We could give ourselves permission to be in process, and to not be ready yet. It’s okay to not have all the answers. Readiness isn’t about perfection. It is about alignment.

When I look at the pine cones now, I see symbols of trust. Growth is cyclical, not linear. The same hands that guide the forest guide us. Even when progress is invisible, something sacred is unfolding.

It takes courage to release urgency.

It takes faith to trust timing.

But that’s real creation. Not rushing the outcome, but respecting the process.

When You’re Ready, It Will Align

The pine cone doesn’t resist the wind. It allows itself to be carried where it needs to go, trusting that even if it lands far from where it began, it will still fulfill its purpose.

As I neared the end of my walk, sunlight flickered through the trees. Leaves rustled softly. The rhythm of nature felt calm and unhurried. I felt grateful for the reminder that there is no such thing as “behind.” What arrives too early and doesn’t return was never meant to stay. What’s meant for you finds you in its time.

Everything has a season. What is meant to ripen will do so at its prescribed time.
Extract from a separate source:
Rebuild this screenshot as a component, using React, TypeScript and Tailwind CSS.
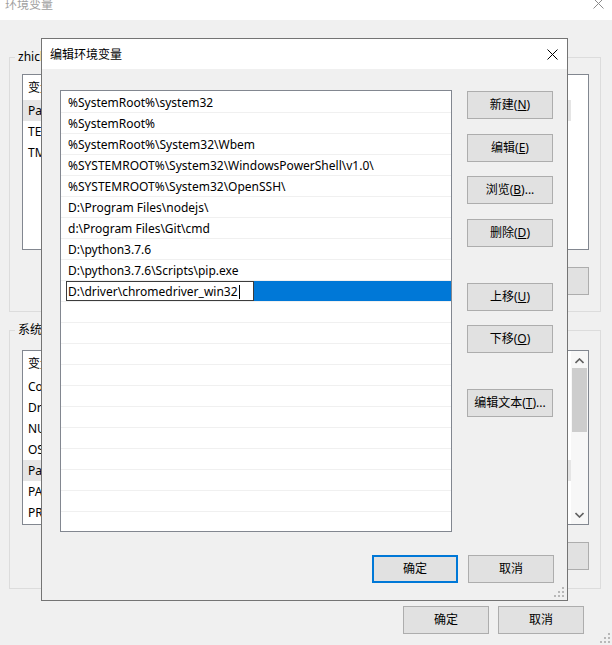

And so do we.

Seeds of Surrender

The pine cone contains the seed of an entire tree, but the beauty lies in its surrender. The fulfillment comes with timing.

You are in a development season. The waiting period is your competitive advantage, not a punishment. While others race toward visible metrics, you are deepening the roots that will make your success permanent. So trust your inner rhythm and become before you produce. Surrender to flow.

Because when alignment arrives, it won’t trickle in. It will flood. 

And collectively, we are going to hold the dam.